The first time I became someone else’s love was at a bakery in Arundel as I was being called “my love” by the lady behind the cash counter. I found such affection towards strangers a little too much for me to appreciate. I am getting used to it now.
In my concept, love has to be a very strong feeling. So either that lady is extremely compassionate, or that her love is simply a way to address someone and if this is the case, then “my love” can be rendered as an empty phrase then.
I have also learnt to express my thanks to the bus driver openly in Europe whenever I alight the bus. A Jordanese friend of mine found it bizarre having the need to say “thank you” to the person who sold her a tube of toothpaste in England. For us, all these services are part of the transactions that we have paid for--they are within expectation and nothing exceptional, and therefore needless to express gratitude to.
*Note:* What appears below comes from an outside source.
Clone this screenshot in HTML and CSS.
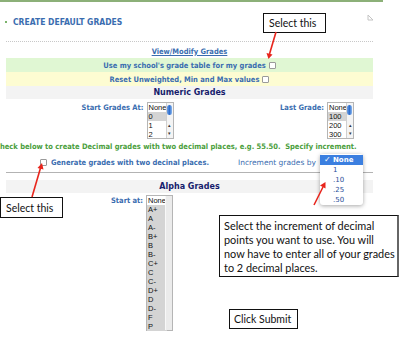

“Gratitude” is a strong word and so is “thank you”. For some, “thank you” holds a deeper meaning than just a way to end a transaction and therefore it has to be used meaningfully and only when you receive help from others. For instance, someone has given the directions to a place or someone has picked up your belonging that you have dropped.
Japanese, at least in Asia, is renowned for their courtesy in service industry. Their smiles, bows, mannerisms must be perfect in order to achieve the perfection of courtesy. It is no longer a matter of courtesy but professionalism in courtesy. It certainly makes everyone’s day a pleasant one to be treated like a queen or a king!